Categories: Business

US Fed officials mull curtailing asset purchases

WASHINGTON (AFP/APP): Some Federal Reserve officials believe the US economy may soon be healthy enough to taper asset purchases meant to aid its rebound from the Covid-19 pandemic, one of the first signs of a shift in the central bank’s easy money policies.

The revelation from the minutes of the central bank’s FOMC meeting held April 27 and 28 comes amid expectations that the world’s largest economy will grow strongly this year, despite fears the central bank could allow prices to rise strongly.

“A number of participants suggested that if the economy continued to make rapid progress toward the committee’s goals, it might be appropriate at some point in upcoming meetings to begin discussing a plan for adjusting the pace of asset purchases,” according to the meeting minutes released.

Analysts have been closely monitoring the US central bank for signs of when it would back off the measures deployed as the pandemic downturn began, including an emergency interest rate cut to zero and massive purchases of government bonds. In its statement following its most-recent meeting, the FOMC made no changes to its asset purchases nor did it raise its rate, which most committee members don’t expect it to do until after 2023.

But the minutes, released weeks after its conclusion, offer a behind-the-scenes look at discussions in the closed meeting, and reveal differences of opinion over how long the Fed can keep its rates at zero.
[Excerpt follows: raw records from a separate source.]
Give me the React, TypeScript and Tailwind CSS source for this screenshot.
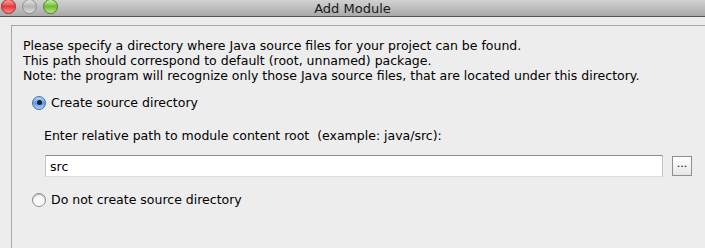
import { useState } from 'react';

function Radio({ checked }: { checked: boolean }) {
  return checked ? (
    <span className="relative flex h-[14px] w-[14px] shrink-0 items-center justify-center rounded-full border border-[#3d6fb0] bg-gradient-to-b from-[#b9d6f5] via-[#5f9ee3] to-[#a9d0f7]">
      <span className="h-[5px] w-[5px] rounded-full bg-[#0f1f33]" />
    </span>
  ) : (
    <span className="h-[14px] w-[14px] shrink-0 rounded-full border border-[#8a8a8a] bg-gradient-to-b from-[#f4f4f4] to-[#ffffff] shadow-[inset_0_1px_1px_rgba(0,0,0,0.25)]" />
  );
}

export default function App() {
  const [create, setCreate] = useState(true);
  const [path, setPath] = useState('src');

  return (
    <div className="h-[248px] w-[705px] overflow-hidden bg-[#ededed] text-[12.5px] leading-[15px] text-black" style={{ fontFamily: '"DejaVu Sans", sans-serif' }}>
      {/* title bar */}
      <div className="relative flex h-[17px] items-center justify-center border-b border-[#555555] bg-gradient-to-b from-[#d2d2d2] to-[#a9a9a9]">
        <div className="absolute left-[1px] top-[-1px] flex gap-[6px]">
          <span className="h-[15px] w-[15px] rounded-full border border-[#9b2a2a] bg-gradient-to-b from-[#ff9f9f] via-[#e5393a] to-[#ff8c8c]" />
          <span className="h-[15px] w-[15px] rounded-full border border-[#8e8e8e] bg-gradient-to-b from-[#e6e6e6] via-[#b4b4b4] to-[#dedede]" />
          <span className="h-[15px] w-[15px] rounded-full border border-[#4f7f23] bg-gradient-to-b from-[#cff1a4] via-[#6bbd2e] to-[#b9ea86]" />
        </div>
        <span className="text-[13px] leading-none text-[#1a1a1a]">Add Module</span>
      </div>

      <div className="pl-[11px] pt-[8px]">
        <div className="h-[230px] border-l border-t border-[#a6a6a6] pl-[11px] pt-[12px]">
          <div>
            <div>Please specify a directory where Java source files for your project can be found.</div>
            <div>This path should correspond to default (root, unnamed) package.</div>
            <div>Note: the program will recognize only those Java source files, that are located under this directory.</div>
          </div>

          <label className="mt-[12px] flex items-center gap-[5px] pl-[9px]" onClick={() => setCreate(true)}>
            <Radio checked={create} />
            <span>Create source directory</span>
          </label>

          <div className="mt-[18px] pl-[21px]">Enter relative path to module content root&nbsp; (example: java/src):</div>

          <div className="mt-[12px] flex items-center pl-[22px]">
            <input
              value={path}
              onChange={(e) => setPath(e.target.value)}
              className="h-[22px] w-[618px] border border-t-[#8c8c8c] border-l-[#c4c4c4] border-r-[#c4c4c4] border-b-[#dcdcdc] bg-white px-[4px] text-[12.5px] outline-none"
              style={{ fontFamily: '"DejaVu Sans", sans-serif' }}
            />
            <button className="ml-[9px] flex h-[20px] w-[20px] items-start justify-center border border-[#8f8f8f] bg-gradient-to-b from-[#ffffff] to-[#e6e6e6] text-[11px] leading-[14px]">
              ...
            </button>
          </div>

          <label className="mt-[15px] flex items-center gap-[5px] pl-[9px]" onClick={() => setCreate(false)}>
            <Radio checked={!create} />
            <span>Do not create source directory</span>
          </label>
        </div>
      </div>
    </div>
  );
}
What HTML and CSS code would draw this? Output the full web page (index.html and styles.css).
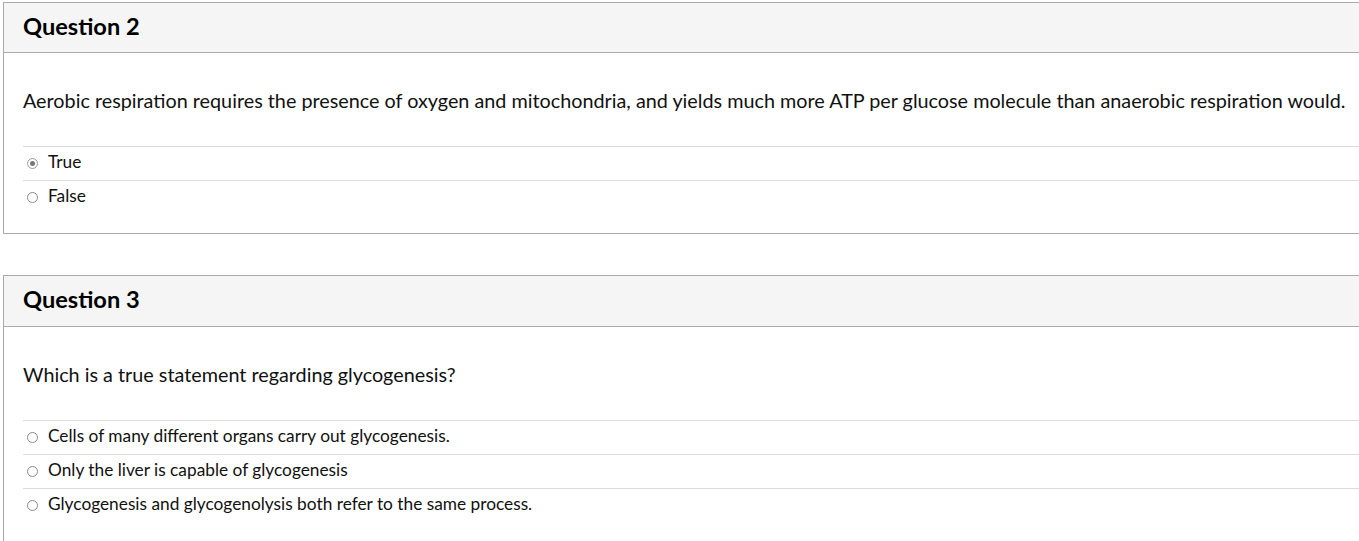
FILE: index.html
```html
<!DOCTYPE html>
<html>
<head>
<meta charset="utf-8">
<link rel="stylesheet" href="styles.css">
</head>
<body>
<div class="page">
  <section class="question">
    <header class="q-header"><h2>Question 2</h2></header>
    <div class="q-body">
      <p class="q-text">Aerobic respiration requires the presence of oxygen and mitochondria, and yields much more ATP per glucose molecule than anaerobic respiration would.</p>
      <ul class="answers">
        <li class="answer"><span class="radio checked"></span><span>True</span></li>
        <li class="answer"><span class="radio"></span><span>False</span></li>
      </ul>
    </div>
  </section>
  <section class="question">
    <header class="q-header"><h2>Question 3</h2></header>
    <div class="q-body">
      <p class="q-text">Which is a true statement regarding glycogenesis?</p>
      <ul class="answers">
        <li class="answer"><span class="radio"></span><span>Cells of many different organs carry out glycogenesis.</span></li>
        <li class="answer"><span class="radio"></span><span>Only the liver is capable of glycogenesis</span></li>
        <li class="answer"><span class="radio"></span><span>Glycogenesis and glycogenolysis both refer to the same process.</span></li>
      </ul>
    </div>
  </section>
</div>
</body>
</html>
```
FILE: styles.css
```css
html, body {
  margin: 0;
  padding: 0;
  background: #fff;
  overflow: hidden;
}
body {
  font-family: Lato, "Noto Sans", sans-serif;
  color: #2d3b45;
}
.page {
  padding: 2px 0 0 3px;
  display: flex;
  flex-direction: column;
  gap: 41px;
}
.question {
  width: 1380px;
  border: 1px solid #aaaaaa;
  box-sizing: border-box;
}
.question + .question .q-header {
  height: 50px;
}
.q-header {
  height: 49px;
  background: #f5f5f5;
  border-bottom: 1px solid #aaaaaa;
  display: flex;
  align-items: center;
  padding-left: 19px;
}
.q-header h2 {
  margin: 0;
  font-size: 23.6px;
  font-weight: 700;
  color: #000;
  line-height: 1;
  position: relative;
  top: -1px;
}
.q-body {
  padding: 35px 0 19px 19px;
}
.q-text {
  margin: 0 0 34px 0;
  font-size: 19.8px;
  line-height: 24px;
  color: #111;
}
.answers {
  list-style: none;
  margin: 0;
  padding: 0;
}
.answer {
  border-top: 1px solid #dddddd;
  display: flex;
  align-items: center;
  font-size: 17.3px;
  line-height: 20px;
  color: #111;
  padding-left: 4px;
  padding-bottom: 3px;
  box-sizing: content-box;
  height: 30px;
  gap: 10px;
}
.radio {
  width: 9px;
  height: 9px;
  border: 1px solid #8a8a8a;
  border-radius: 50%;
  box-sizing: content-box;
  flex: none;
  position: relative;
  top: 1px;
}
.radio.checked {
  border-color: #9a9a9a;
}
.radio.checked::after {
  content: "";
  position: absolute;
  left: 2px;
  top: 2px;
  width: 5px;
  height: 5px;
  border-radius: 50%;
  background: #777;
}
```
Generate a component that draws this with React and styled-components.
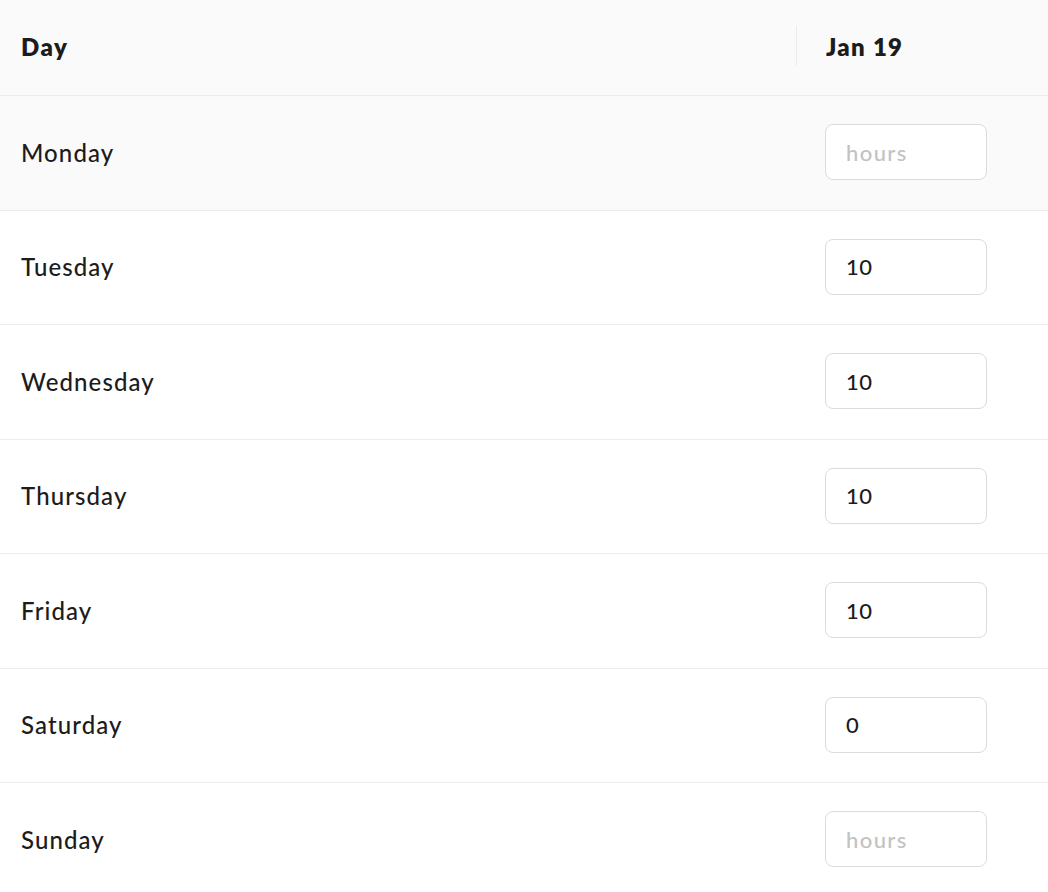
import React from "react";
import styled, { createGlobalStyle } from "styled-components";

const Global = createGlobalStyle`
  body {
    margin: 0;
    background: #fff;
    font-family: Lato, "Noto Sans", sans-serif;
    color: #1c1c1c;
  }
`;

const Table = styled.div`
  width: 1048px;
`;

const Row = styled.div`
  display: grid;
  grid-template-columns: 796px 1fr;
  align-items: center;
  box-sizing: border-box;
  height: ${(p) => (p.head ? "96px" : "114.5px")};
  padding-bottom: ${(p) => (p.head ? "3px" : "1px")};
  border-bottom: 1px solid #ececec;
  background: ${(p) => (p.shaded ? "#fafafa" : "#fff")};
`;

const DayCell = styled.div`
  padding-left: 21px;
  font-size: 24px;
  letter-spacing: ${(p) => (p.head ? "1.5px" : "1.1px")};
  font-weight: ${(p) => (p.head ? 800 : 500)};
`;

const DateCell = styled.div`
  position: relative;
  padding-left: 30px;
  font-size: 24px;
  letter-spacing: 1.3px;
  font-weight: 800;

  &::before {
    content: "";
    position: absolute;
    left: 0;
    top: 50%;
    transform: translateY(-50%);
    width: 1px;
    height: 40px;
    background: #ececec;
  }
`;

const InputCell = styled.div`
  padding-left: 29px;
`;

const Hours = styled.input`
  box-sizing: border-box;
  width: 162px;
  height: 56px;
  border: 1px solid #dcdcdc;
  border-radius: 8px;
  background: #fff;
  padding: 0 20px;
  font-family: inherit;
  font-size: 22px;
  letter-spacing: 0.6px;
  font-weight: 500;
  color: #1c1c1c;
  outline: none;

  &::placeholder {
    color: #c2c2c2;
    letter-spacing: 1.4px;
  }
`;

const days = [
  ["Monday", ""],
  ["Tuesday", "10"],
  ["Wednesday", "10"],
  ["Thursday", "10"],
  ["Friday", "10"],
  ["Saturday", "0"],
  ["Sunday", ""],
];

export default function App() {
  return (
    <>
      <Global />
      <Table>
        <Row head shaded>
          <DayCell head>Day</DayCell>
          <DateCell>Jan 19</DateCell>
        </Row>
        {days.map(([name, value], i) => (
          <Row key={name} shaded={i === 0}>
            <DayCell>{name}</DayCell>
            <InputCell>
              <Hours placeholder="hours" defaultValue={value} />
            </InputCell>
          </Row>
        ))}
      </Table>
    </>
  );
}
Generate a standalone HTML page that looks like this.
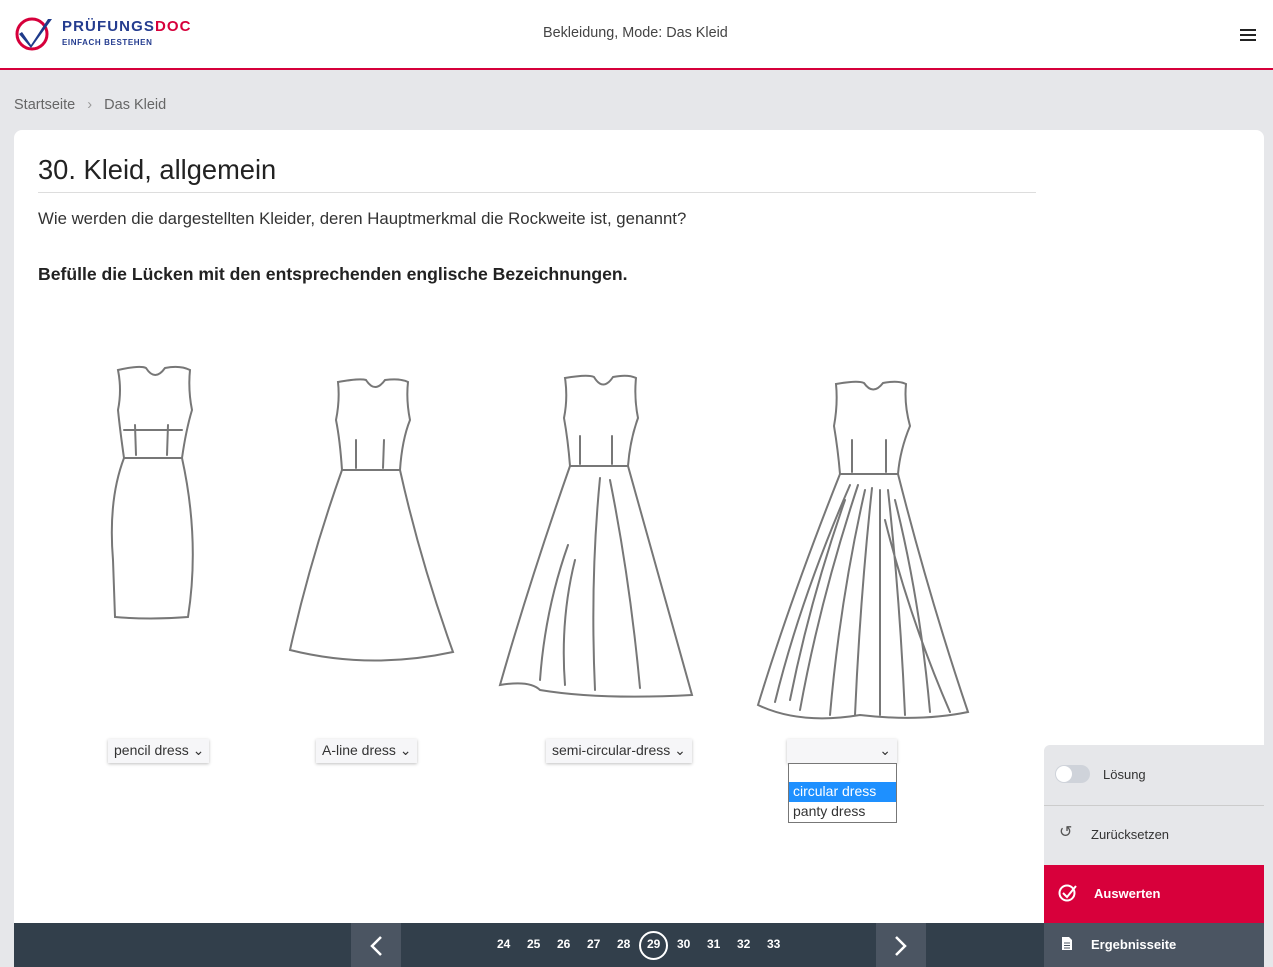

“Remember, four members in the March forecast round expect to raise rates in 2022, up from zero in December; for that to (happen), tapering can’t be delayed much into next year, and the Fed is committed to signaling a shift to markets well in advance,” Rubeela Farooqi of High Frequency Economics said.

The FOMC is currently making monthly asset purchases of at least $80 billion in Treasury securities and $40 billion in mortgage-backed securities, measures that pump liquidity into the financial system to help the ailing economy.

The Fed last year unveiled a new policy of keeping interest rates low for a long period of time to reach maximum employment among groups with high joblessness, like racial minorities and people with little education.

But prices have started climbing in recent months as Covid-19 vaccines helped the US economy bounce back from mass layoffs caused by business restrictions imposed as the pandemic began in March 2020.

Fed leaders, including Chair Jerome Powell, have said these increases are temporary consequences as activity resumes at moribund industries, and if they persist, the central bank can act to counter them.

“For me, the question is, are we prepared in case this turns out to be a more durable event, and I think the answer is yes,” Fed Vice Chair for Supervision Randal Quarles told House lawmakers on Wednesday.

“But I do think that if we were to try now to stay ahead of the inflation curve, we could end up significantly constraining the recovery.”

However, the minutes said, “a couple of participants commented on the risks of inflation pressures building up to unwelcome levels before they become sufficiently evident to induce a policy reaction.”

Other committee members wondered if supply issues caused by the reopening — which are blamed for the price hikes — could be more severe than initially believed.
“A number of participants remarked that supply chain bottlenecks and input shortages may not be resolved quickly and, if so, these factors could put upward pressure on prices beyond this year,” the minutes said.